The work of John Dickie, Gabriella Gribaudi and Jane Schneider, among others, has helped reveal Southern Italy’s positionality as an internal Other within national Italian culture and beyond. Literary, visual and cinematic representations abundantly draw upon this Otherness, which is in turn based on a conflation between the exotic and the familiar, the attractive and the repugnant, the heavenly and the hellish, etc. These representations systematically intersect crucial social demarcations like race, gender, class, and, not least, disability. With regards to this last category, activism and academic research (e.g., Colin Barnes et al.) have come up, in the last forty years, with a “social model” of disability that focusses on social oppression and rejects medical labels based on the concept of impairment. In this paper, connecting critical literature about Southern Italy with disability studies, I seek to examine the ways in which filmic representations of Southern Italians meet diverse and at times contrasting images of disability and impairment. By considering well-known screen performances by the likes of Dario Bandiera, Enzo Cannavale, Sergio Rubini, Franco Trevisi, etc., I attempt to discuss the ways in which disability and Southernness are deliberately combined in order to signify anomaly, deviancy and “exotic” eccentricity for body-normative and ethnocentric audiences.

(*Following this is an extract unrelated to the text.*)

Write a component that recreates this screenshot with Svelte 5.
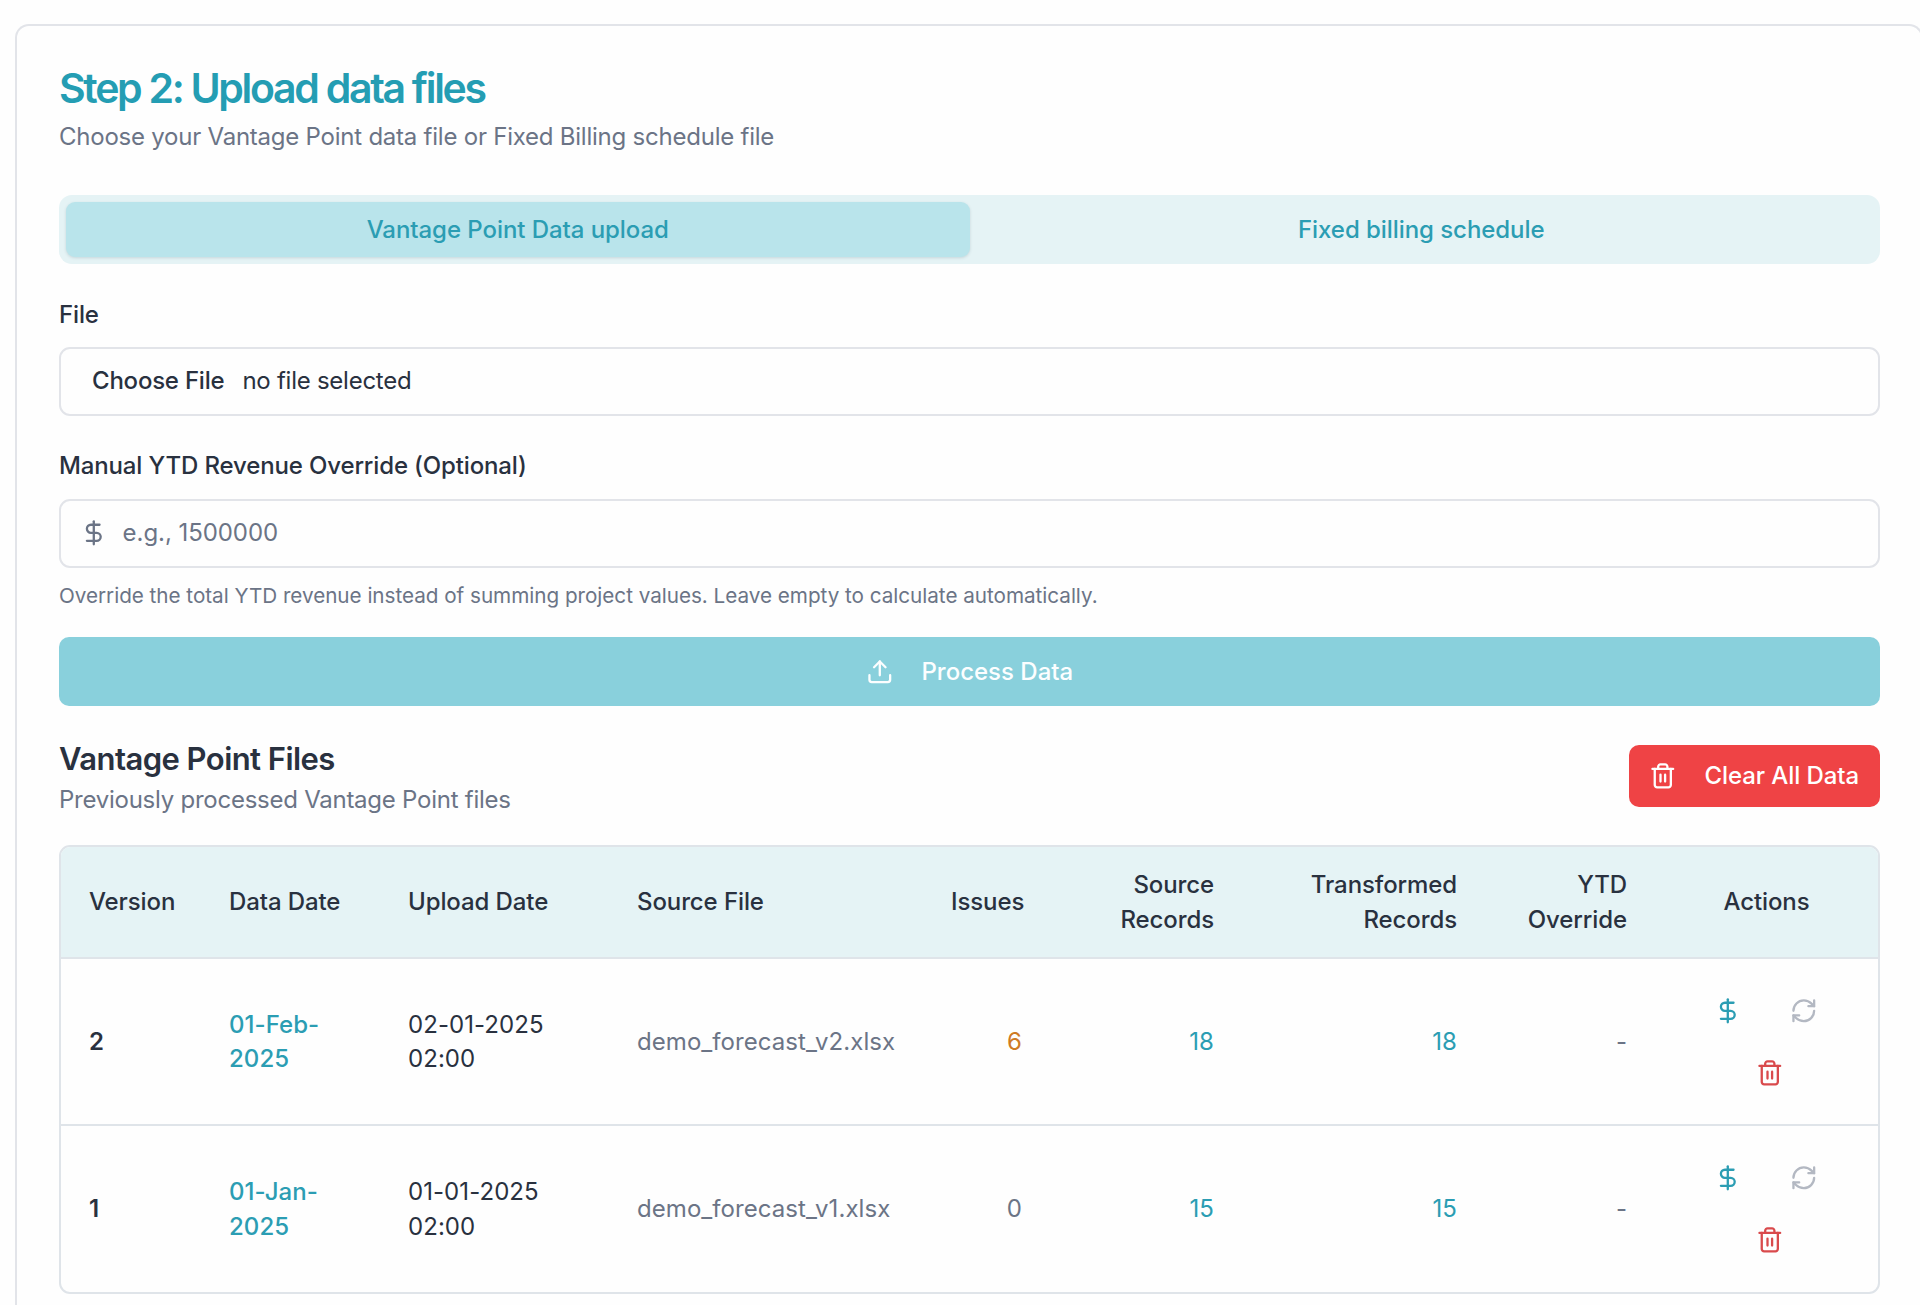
<script>
  let tab = 'vantage'

  const tabs = [
    { id: 'vantage', label: 'Vantage Point Data upload' },
    { id: 'fixed', label: 'Fixed billing schedule' }
  ]

  const files = [
    {
      version: 2,
      dataDate: '01-Feb-2025',
      uploadDate: '02-01-2025 02:00',
      source: 'demo_forecast_v2.xlsx',
      issues: 6,
      records: 18,
      transformed: 18
    },
    {
      version: 1,
      dataDate: '01-Jan-2025',
      uploadDate: '01-01-2025 02:00',
      source: 'demo_forecast_v1.xlsx',
      issues: 0,
      records: 15,
      transformed: 15
    }
  ]

  const icons = {
    dollar: ['M12 2v20', 'M17 5H9.5a3.5 3.5 0 0 0 0 7h5a3.5 3.5 0 0 1 0 7H6'],
    upload: [
      'M21 15v4a2 2 0 0 1-2 2H5a2 2 0 0 1-2-2v-4',
      'M17 8l-5-5-5 5',
      'M12 3v12'
    ],
    trash: [
      'M3 6h18',
      'M19 6v14c0 1-1 2-2 2H7c-1 0-2-1-2-2V6',
      'M8 6V4c0-1 1-2 2-2h4c1 0 2 1 2 2v2',
      'M10 11v6',
      'M14 11v6'
    ],
    refresh: [
      'M3 12a9 9 0 0 1 9-9 9.75 9.75 0 0 1 6.74 2.74L21 8',
      'M21 3v5h-5',
      'M21 12a9 9 0 0 1-9 9 9.75 9.75 0 0 1-6.74-2.74L3 16',
      'M8 16H3v5'
    ]
  }
</script>

<style>
  :global(body) {
    background: #fefefe;
  }

  .card {
    box-sizing: border-box;
    width: 1908px;
    height: 1281px;
    margin-left: 15px;
    padding: 38px 41px 0 42px;
    border: 2px solid #e2e4e9;
    border-bottom: 0;
    border-radius: 14px 14px 0 0;
    background: #fefefe;
    color: #29313f;
    font: 400 24px/34.5px Inter, sans-serif;
  }

  .page {
    height: 1305px;
    box-sizing: border-box;
    padding-top: 24px;
    overflow: hidden;
  }

  h2,
  h3,
  p {
    margin: 0;
  }

  h2 {
    color: #249db3;
    font-size: 41px;
    font-weight: 600;
    line-height: 48px;
    letter-spacing: -2.3px;
  }

  .muted {
    color: #6b7486;
  }

  .subtitle {
    margin-top: 8px;
    letter-spacing: -0.23px;
  }

  .tabs {
    box-sizing: border-box;
    display: grid;
    grid-template-columns: 1fr 1fr;
    height: 69px;
    margin-top: 40px;
    padding: 7px;
    border-radius: 13px;
    background: #e5f3f5;
  }

  button {
    padding: 0;
    border: 0;
    background: none;
    color: inherit;
    font: inherit;
  }

  .tabs button {
    padding-top: 2px;
    border-radius: 9px;
    color: #2b9db3;
    font-weight: 500;
    letter-spacing: -0.06px;
  }

  .tabs button.active {
    background: #b9e4eb;
    box-shadow: 0 1px 3px rgba(40, 70, 90, 0.16);
  }

  label {
    display: block;
    font-weight: 500;
    letter-spacing: -0.14px;
  }

  .file-label {
    margin-top: 34px;
  }

  .field {
    box-sizing: border-box;
    display: flex;
    align-items: center;
    height: 69px;
    margin-top: 15px;
    border: 2px solid #e2e4e9;
    border-radius: 11px;
  }

  .file-field {
    gap: 18px;
    padding: 0 0 1px 31px;
    letter-spacing: -0.25px;
  }

  .file-field label {
    letter-spacing: -0.22px;
  }

  .money-field {
    gap: 15px;
    padding-left: 19px;
    color: #6b7486;
    letter-spacing: -0.06px;
  }

  .override-label {
    margin-top: 33px;
  }

  .hint {
    margin-top: 11px;
    font-size: 20.7px;
    letter-spacing: -0.03px;
  }

  svg {
    display: block;
    width: 27.6px;
    height: 27.6px;
    fill: none;
    stroke: currentColor;
    stroke-width: 2;
    stroke-linecap: round;
    stroke-linejoin: round;
  }

  .process {
    display: flex;
    align-items: center;
    justify-content: center;
    gap: 28px;
    width: 100%;
    height: 69px;
    margin-top: 24px;
    padding-top: 1px;
    border-radius: 10px;
    background: #89d0dc;
    color: #fcfeff;
    font-weight: 500;
  }

  .files-head {
    display: flex;
    align-items: center;
    justify-content: space-between;
    margin-top: 29px;
  }

  h3 {
    font-size: 31px;
    font-weight: 600;
    line-height: 48px;
    letter-spacing: -0.55px;
  }

  .files-head p {
    letter-spacing: -0.25px;
  }

  .clear {
    display: flex;
    align-items: center;
    gap: 28px;
    height: 62px;
    padding: 0 21px 0 20px;
    border-radius: 10px;
    background: #ef4345;
    color: #fff;
    font-weight: 500;
    letter-spacing: -0.08px;
  }

  .table-wrap {
    margin-top: 27px;
    overflow: hidden;
    border: 2px solid #dfe4e9;
    border-radius: 11px;
  }

  table {
    width: 100%;
    table-layout: fixed;
    border-collapse: collapse;
  }

  th,
  td {
    box-sizing: border-box;
    padding: 2px 28px 0;
    font-weight: 400;
    text-align: left;
  }

  th {
    height: 111px;
    font-weight: 500;
    letter-spacing: -0.1px;
  }

  td {
    height: 167px;
    border-top: 2px solid #dfe4e9;
    letter-spacing: 0.06px;
  }

  thead {
    background: #e5f3f5;
  }

  .num {
    text-align: right;
  }

  th.center {
    text-align: center;
  }

  td.version {
    font-weight: 600;
  }

  .teal {
    color: #2b9db3;
  }

  td.date {
    font-weight: 500;
  }

  .warn {
    color: #cf7a25;
  }

  td.actions {
    padding: 1px 1px 0 0;
  }

  .buttons {
    display: flex;
    flex-wrap: wrap;
    justify-content: center;
    column-gap: 14px;
    width: 160px;
    margin: 0 auto;
  }

  .buttons button {
    display: grid;
    place-items: center;
    width: 62px;
    height: 62px;
  }

  .buttons .refresh {
    color: #b3b8c2;
  }

  .buttons .delete {
    margin-left: 7px;
    color: #d94a4c;
  }

  .w-version { width: 140px; }
  .w-date { width: 179px; }
  .w-upload { width: 229px; }
  .w-source { width: 314px; }
  .w-issues { width: 127px; }
  .w-records { width: 192px; }
  .w-transformed { width: 243px; }
  .w-ytd { width: 170px; }
</style>

{#snippet icon(name)}
  <svg viewBox="0 0 24 24" aria-hidden="true">
    {#each icons[name] as d}
      <path {d} />
    {/each}
  </svg>
{/snippet}

<main class="page">
  <section class="card">
    <h2>Step 2: Upload data files</h2>
    <p class="subtitle muted">Choose your Vantage Point data file or Fixed Billing schedule file</p>

    <div class="tabs">
      {#each tabs as t}
        <button class:active={tab === t.id} on:click={() => (tab = t.id)}>{t.label}</button>
      {/each}
    </div>

    <label class="file-label" for="file">File</label>
    <div class="field file-field" id="file">
      <label for="file">Choose File</label>
      <span>no file selected</span>
    </div>

    <label class="override-label" for="override">Manual YTD Revenue Override (Optional)</label>
    <div class="field money-field" id="override">
      {@render icon('dollar')}
      <span>e.g., 1500000</span>
    </div>
    <p class="hint muted">
      Override the total YTD revenue instead of summing project values. Leave empty to calculate automatically.
    </p>

    <button class="process">{@render icon('upload')} Process Data</button>

    <div class="files-head">
      <div>
        <h3>Vantage Point Files</h3>
        <p class="muted">Previously processed Vantage Point files</p>
      </div>
      <button class="clear">{@render icon('trash')} Clear All Data</button>
    </div>

    <div class="table-wrap">
      <table>
        <thead>
          <tr>
            <th class="w-version">Version</th>
            <th class="w-date">Data Date</th>
            <th class="w-upload">Upload Date</th>
            <th class="w-source">Source File</th>
            <th class="w-issues num">Issues</th>
            <th class="w-records num">Source Records</th>
            <th class="w-transformed num">Transformed Records</th>
            <th class="w-ytd num">YTD Override</th>
            <th class="center">Actions</th>
          </tr>
        </thead>
        <tbody>
          {#each files as file}
            <tr>
              <td class="version">{file.version}</td>
              <td class="date teal">{file.dataDate}</td>
              <td>{file.uploadDate}</td>
              <td class="muted">{file.source}</td>
              <td class="num {file.issues ? 'warn' : 'muted'}">{file.issues}</td>
              <td class="num teal">{file.records}</td>
              <td class="num teal">{file.transformed}</td>
              <td class="num muted">-</td>
              <td class="actions">
                <div class="buttons">
                  <button class="teal" aria-label="Override">{@render icon('dollar')}</button>
                  <button class="refresh" aria-label="Reprocess">{@render icon('refresh')}</button>
                  <button class="delete" aria-label="Delete">{@render icon('trash')}</button>
                </div>
              </td>
            </tr>
          {/each}
        </tbody>
      </table>
    </div>
  </section>
</main>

Tra le voci critiche che si sono espresse sull’argomento, John Dickie, Gabirella Gribaudi e Jane Schneider hanno contribuito alla definizione di Sud Italia nei termini di un’entità “altra” posizionata all’interno dei confini nazionali. A livello letterario, visivo e cinematografico le rappresentazioni del Sud Italia si affidano spesso a questa “alterità,” che, a sua volta, si fonda su una fusione paradigmatica tra esoticità e familiarità, fascinazione e ripugnanza, qualità celestiali e caratteri infernali, e così via. Queste rappresentazioni intersecano spesso demarcazioni sociali di cruciale rilevanza: ad esempio, le idee di razza, genere, classe, e, non da ultima, quella di disabilità. Rispetto a quest’ultima categoria, negli ultimi quarant’anni attivisti e accademici (per esempio Colin Barnes) hanno stabilito un “modello sociale” di disabilità che si concentra sull’oppressione sociale e che rifiuta categorie mediche basate sul concetto di invalidità. Tracciando collegamenti tra la letteratura critica sul Sud Italia e gli studi sulla disabilità, questo articolo esamina i modi in cui la rappresentazione cinematografica degli italiani del Sud si articola, combinando immagini di disabilità e invalidità diverse e, talvolta, opposte. Attraverso l’esame delle performance attoriali di Dario Bandiera, Enzo Cannavale, Sergio Rubini, Franco Trevisi (e altri), intendo trattare di come la disabilità e la meridionalità si intrecciano, al fine di indicare anomalie, devianze ed eccentricità “esotiche” per un pubblico che tende al corpo normativo e all’etnocentrismo.